This setup guide is intended for students at Aarhus University in the Hardware Abstractions course. Certain aspects may not be applicable to general development.
This guide assumes you have already installed WSL2. If you have not, installation guide can be found at https://aka.ms/wslinstall
For the following steps Ubuntu 20.04 LTS (from the Windows Store) is used. Linux commands are subject to change with time.
cd ~
mkdir workspace
cd workspace
git clone --branch $(uname -r) --depth 1 https://github.com/microsoft/WSL2-Linux-Kernel.git
sudo apt-get install bison build-essential flex libssl-dev libelf-dev bc
cd ~/workspace/WSL2-Linux-Kernel
zcat /proc/config.gz > .config
make -j $(nproc)
sudo make -j $(nproc) modules_install
For this section, utilizing Visual Studio Code for WSL integration is highly recommended, but is not necessary. Any text editor can be used.

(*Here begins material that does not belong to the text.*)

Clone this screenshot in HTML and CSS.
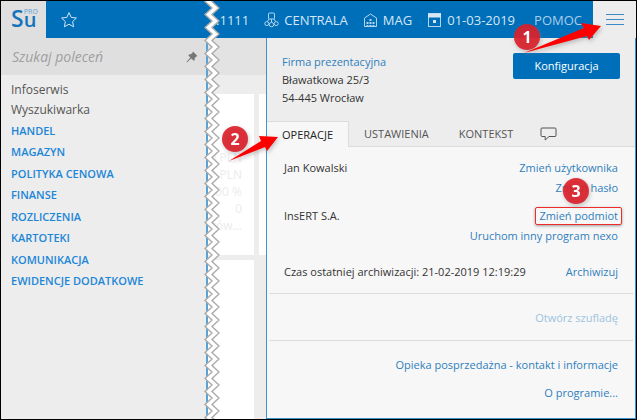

This can be wherever you want- even in windows, but utilizing Visual Studio Code with the WSL extension within Linux is recommended.
Here is an example.
cd ~/workspace
mkdir hello-world-kernel-module
cd hello-world-kernel-module
touch hello-world-module.c
Using VSCode
code hello-world-module.c
Using Nano
nano hello-world-module.c
Using Vim
vim hello-world-module.c
Open the folder in windows explorer to use windows text editors
explorer.exe .
Below is some example code that will write a message to the kernel log when loaded or unloaded
#include <linux/init.h> /* Needed for module_init */
#include <linux/module.h> /* Needed by all modules */
#include <linux/kernel.h> /* Needed for KERN_INFO */
MODULE_LICENSE("MIT");
static int __init hello_world(void)
{
printk(KERN_INFO "Hello World!\n");
return 0;
}
static void __exit goodbye_world(void)
{
printk(KERN_INFO "Goodbye world!\n");
}
module_init(hello_world);
module_exit(goodbye_world);
touch Makefile
Open Makefile with your favourite text-editor and write the following into it
obj-m += hello-world-module.o
#Replace hello-world-module with the name of your .c file. You must keep the .o extension
all:
make -C /lib/modules/$(shell uname -r)/build M=$(PWD) modules
clean:
make -C /lib/modules/$(shell uname -r)/build M=$(PWD) clean
make
This will compile your kernel module. The output file will be named hello-world-module.ko
with .ko (Kernel Object).
to clean up your code repository of build products, run make clean instead.
make clean
sudo insmod hello-world-module.ko
For this, do not include the file extension .ko
sudo rmmod hello-world-module
sudo service rsyslog start
After running this command, try loading and unloading your kernel module. You should see your printk logging.